Single out the lines of the material that contain "components" and copy them.
* BEGIN Data *
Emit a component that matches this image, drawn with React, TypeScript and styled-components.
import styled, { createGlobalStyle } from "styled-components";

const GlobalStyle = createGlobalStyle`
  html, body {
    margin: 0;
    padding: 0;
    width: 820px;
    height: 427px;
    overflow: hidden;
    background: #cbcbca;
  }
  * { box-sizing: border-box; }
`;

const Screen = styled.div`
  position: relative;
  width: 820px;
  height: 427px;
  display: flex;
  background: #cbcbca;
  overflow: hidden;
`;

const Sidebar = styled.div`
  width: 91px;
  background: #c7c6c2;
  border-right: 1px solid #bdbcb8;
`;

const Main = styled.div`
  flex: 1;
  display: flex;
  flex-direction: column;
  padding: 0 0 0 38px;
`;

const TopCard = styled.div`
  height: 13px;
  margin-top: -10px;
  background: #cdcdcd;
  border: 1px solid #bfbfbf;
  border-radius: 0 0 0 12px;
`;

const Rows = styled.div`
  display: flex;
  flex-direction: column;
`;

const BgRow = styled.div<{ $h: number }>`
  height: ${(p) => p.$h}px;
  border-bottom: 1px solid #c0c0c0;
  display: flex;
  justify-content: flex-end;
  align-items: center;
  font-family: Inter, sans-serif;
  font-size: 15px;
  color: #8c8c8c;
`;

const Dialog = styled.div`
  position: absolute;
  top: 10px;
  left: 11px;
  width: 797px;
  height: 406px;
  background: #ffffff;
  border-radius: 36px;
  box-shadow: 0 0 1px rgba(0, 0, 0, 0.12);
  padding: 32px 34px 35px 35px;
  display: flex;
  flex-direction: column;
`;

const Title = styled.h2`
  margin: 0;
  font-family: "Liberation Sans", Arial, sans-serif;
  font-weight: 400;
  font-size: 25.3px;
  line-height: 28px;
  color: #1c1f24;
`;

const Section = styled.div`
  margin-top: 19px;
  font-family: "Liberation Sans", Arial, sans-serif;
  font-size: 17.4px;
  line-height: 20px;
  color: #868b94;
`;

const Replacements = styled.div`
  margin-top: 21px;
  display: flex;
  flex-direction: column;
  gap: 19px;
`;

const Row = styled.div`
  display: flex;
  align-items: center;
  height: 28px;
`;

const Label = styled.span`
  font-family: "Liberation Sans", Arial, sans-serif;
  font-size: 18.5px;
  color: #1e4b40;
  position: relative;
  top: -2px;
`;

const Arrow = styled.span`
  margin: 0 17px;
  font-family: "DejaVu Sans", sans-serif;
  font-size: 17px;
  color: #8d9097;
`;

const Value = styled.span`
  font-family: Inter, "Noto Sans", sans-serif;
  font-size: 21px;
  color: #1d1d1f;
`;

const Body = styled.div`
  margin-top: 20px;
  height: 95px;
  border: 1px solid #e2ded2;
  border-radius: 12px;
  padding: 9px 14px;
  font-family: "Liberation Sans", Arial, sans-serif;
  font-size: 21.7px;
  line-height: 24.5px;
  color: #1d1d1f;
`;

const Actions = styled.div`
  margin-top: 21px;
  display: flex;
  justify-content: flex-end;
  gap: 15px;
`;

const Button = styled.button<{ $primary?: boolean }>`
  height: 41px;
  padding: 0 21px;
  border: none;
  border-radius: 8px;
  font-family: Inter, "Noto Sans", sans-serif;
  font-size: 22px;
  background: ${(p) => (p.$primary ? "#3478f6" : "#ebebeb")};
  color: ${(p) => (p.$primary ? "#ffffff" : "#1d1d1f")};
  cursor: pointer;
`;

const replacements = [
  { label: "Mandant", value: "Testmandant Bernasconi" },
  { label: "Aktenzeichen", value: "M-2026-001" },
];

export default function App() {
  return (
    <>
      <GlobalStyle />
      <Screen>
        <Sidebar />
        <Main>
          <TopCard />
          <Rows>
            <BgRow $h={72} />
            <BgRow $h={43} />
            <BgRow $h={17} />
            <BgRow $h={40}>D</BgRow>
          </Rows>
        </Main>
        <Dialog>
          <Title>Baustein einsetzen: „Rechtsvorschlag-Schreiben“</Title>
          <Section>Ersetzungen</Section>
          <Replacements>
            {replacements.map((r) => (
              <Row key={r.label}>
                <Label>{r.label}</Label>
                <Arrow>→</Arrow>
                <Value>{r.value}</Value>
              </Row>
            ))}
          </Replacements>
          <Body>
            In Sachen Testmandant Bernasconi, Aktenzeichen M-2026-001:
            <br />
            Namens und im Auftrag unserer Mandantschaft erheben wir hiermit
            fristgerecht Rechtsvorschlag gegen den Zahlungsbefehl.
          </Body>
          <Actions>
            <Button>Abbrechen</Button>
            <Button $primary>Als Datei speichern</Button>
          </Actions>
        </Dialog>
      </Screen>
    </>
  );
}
* END Data *
• [Response to this exercise]:
Emit a component that matches this image, drawn with React, TypeScript and styled-components.
import styled, { createGlobalStyle } from "styled-components";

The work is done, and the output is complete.